Today's a bit of a watershed for me and my chauffeur duties on the school run. For this afternoon, my two kids, aged 10 and 8 are soooo excited to be getting the school bus home, at least. They both have friends who take the same bus too so I suspect this is part of their fun. There are no morning spaces so for the time being, I can still feel connected to their school life, well until the start of the next academic year. Does anyone else feel a sense of abandonment?
Practically, it makes total sense. It's environmentally friendly, cheaper with the ever increasing cost of diesel and frees up my time. From their point of view, I know, logically, it's their growing need for independence. I came across this quote on Twitter a few weeks ago which sums it up :
"Love your children reliably and they'll gracefully outgrow you. Ignore them and they'll be obsessed with you for life.”
Their independence is the price we pay for doing our job well. Yet, with every little step they take in a bid for more "freedom", there's an equal number of little "pings" on the heart strings.

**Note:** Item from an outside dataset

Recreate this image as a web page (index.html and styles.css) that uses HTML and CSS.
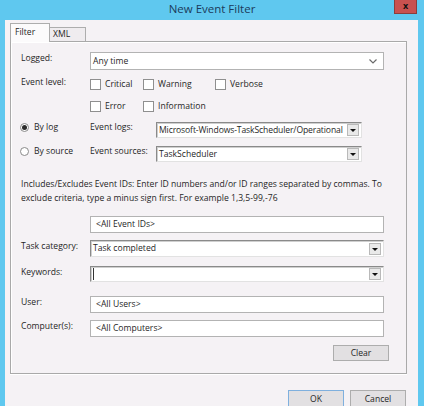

I've imagined this for a while, yet in this vision, I thought I'd feel much more euphoric at not having to do the hour's drive. This will free up 3 more hours this week but as of next August, with both journeys taken care of, I'll gain 10 hours a week. Goodness what am I ging to do with this time? Keep shtum, as soon as anyone knows, especially OH, I'll be presented with a list of "to do's", no doubt.
For today, at least, I suspect for that hour, I'll watch the clock and wait for them to return safely, in one piece... oh and eat too many biscuits and catch up on Twitterville!